Today Paige finished her RA with another High in Class score! This was her 2nd Rally Advanced High in Class, after her 2 Rally Novice High in Classes. She was actually the only dog that qualified in Rally Advanced today, so that was neat. 

I also moved Sydney up after she finished her RN yesterday, but she'd never seen a broad jump before and this judge liked to make things difficult. I wasn't particularly keen on having her jump anyhow, but thought we'd give it a try and see how she did. But also, by today, she'd just had enough. That's okay though... she always gives me her 100% and that's all I can possibly ask for. 

Both girls made me very proud this week... they were real troopers!

And now, PICTURES!! Enjoy! BJ


----------



## peeps (Sep 12, 2007)

Woohoo the pics look great


----------



## Bogart'sMom (Sep 16, 2005)

BJ,
Congrates on doing so well training with your girls. Sometimes it's hard to keep the poopies motivated. Keep doing what you're doing! 
All the best,


----------



## hotel4dogs (Sep 29, 2008)

rock on! you're on a roll!!!


----------



## Mighty Casey and Samson's Mom (Jul 16, 2008)

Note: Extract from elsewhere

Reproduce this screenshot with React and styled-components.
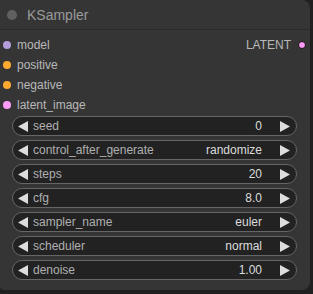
import React from "react";
import styled, { createGlobalStyle } from "styled-components";

const Global = createGlobalStyle`
  html, body {
    margin: 0;
    padding: 0;
    background: #202020;
    font-family: Arial, "Liberation Sans", sans-serif;
  }
`;

const Node = styled.div`
  width: 310px;
  height: 290px;
  background: #353535;
  border-radius: 0 8px 8px 4px;
  box-sizing: border-box;
  overflow: hidden;
  display: flex;
  flex-direction: column;
`;

const Title = styled.div`
  height: 30px;
  display: flex;
  align-items: center;
  padding-left: 7px;
  gap: 10px;
  border-bottom: 1px solid #2a2a2a;
  box-sizing: border-box;
  color: #9a9a9a;
  font-size: 14px;
`;

const TitleDot = styled.span`
  width: 10px;
  height: 10px;
  border-radius: 50%;
  background: #606060;
`;

const Slots = styled.div`
  padding-top: 5px;
  display: flex;
  flex-direction: column;
`;

const SlotRow = styled.div`
  height: 20px;
  display: flex;
  align-items: center;
  justify-content: space-between;
  font-size: 12px;
  color: #b8b8b8;
`;

const Slot = styled.div`
  display: flex;
  align-items: center;
  gap: ${p => (p.$out ? "7px" : "6px")};
  padding: ${p => (p.$out ? "0 4px 0 0" : "0 0 0 3px")};
`;

const Dot = styled.span`
  width: 8px;
  height: 8px;
  border-radius: 50%;
  box-sizing: border-box;
  background: ${p => p.$color};
  border: ${p => (p.$out ? "1px solid #111" : "none")};
`;

const Widgets = styled.div`
  display: flex;
  flex-direction: column;
  gap: 4px;
  padding: 1px 13px 0 12px;
`;

const Widget = styled.div`
  height: 20px;
  box-sizing: border-box;
  border: 1px solid #666;
  border-radius: 10px;
  background: #222;
  display: flex;
  align-items: center;
  padding: 0 6px 0 5px;
  font-size: 12px;
`;

const Label = styled.span`
  flex: 1;
  color: #b0b0b0;
  margin-left: 5px;
`;

const Value = styled.span`
  color: #ddd;
  margin-right: 18px;
`;

const Arrow = ({ dir }) => (
  <svg width="10" height="11" viewBox="0 0 10 11">
    <path d={dir === "left" ? "M10 0 L0 5.5 L10 11 Z" : "M0 0 L10 5.5 L0 11 Z"} fill="#ddd" />
  </svg>
);

const inputs = [
  { name: "model", color: "#b39ddb" },
  { name: "positive", color: "#ffa931" },
  { name: "negative", color: "#ffa931" },
  { name: "latent_image", color: "#ff9cf9" },
];

const widgets = [
  ["seed", "0"],
  ["control_after_generate", "randomize"],
  ["steps", "20"],
  ["cfg", "8.0"],
  ["sampler_name", "euler"],
  ["scheduler", "normal"],
  ["denoise", "1.00"],
];

export default function App() {
  return (
    <>
      <Global />
      <Node>
        <Title>
          <TitleDot />
          KSampler
        </Title>
        <Slots>
          {inputs.map((s, i) => (
            <SlotRow key={s.name}>
              <Slot>
                <Dot $color={s.color} />
                {s.name}
              </Slot>
              {i === 0 && (
                <Slot $out>
                  LATENT
                  <Dot $out $color="#ff9cf9" />
                </Slot>
              )}
            </SlotRow>
          ))}
        </Slots>
        <Widgets>
          {widgets.map(([label, value]) => (
            <Widget key={label}>
              <Arrow dir="left" />
              <Label>{label}</Label>
              <Value>{value}</Value>
              <Arrow dir="right" />
            </Widget>
          ))}
        </Widgets>
      </Node>
    </>
  );
}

What beautiful dogs!! Congratulations to you all!


----------



## sammydog (Aug 23, 2008)

Woo hoo! Congratulations!!! Love the pictures!


----------



## arcane (Sep 18, 2007)

BJ Congrats!!!!!!!!! Good Job Girls!


----------



## DNL2448 (Feb 13, 2009)

Great job! Beautiful pictures. Thank you for sharing.


----------



## goldengirls550 (Jun 12, 2008)

Great job, girls! Cute pictures.


----------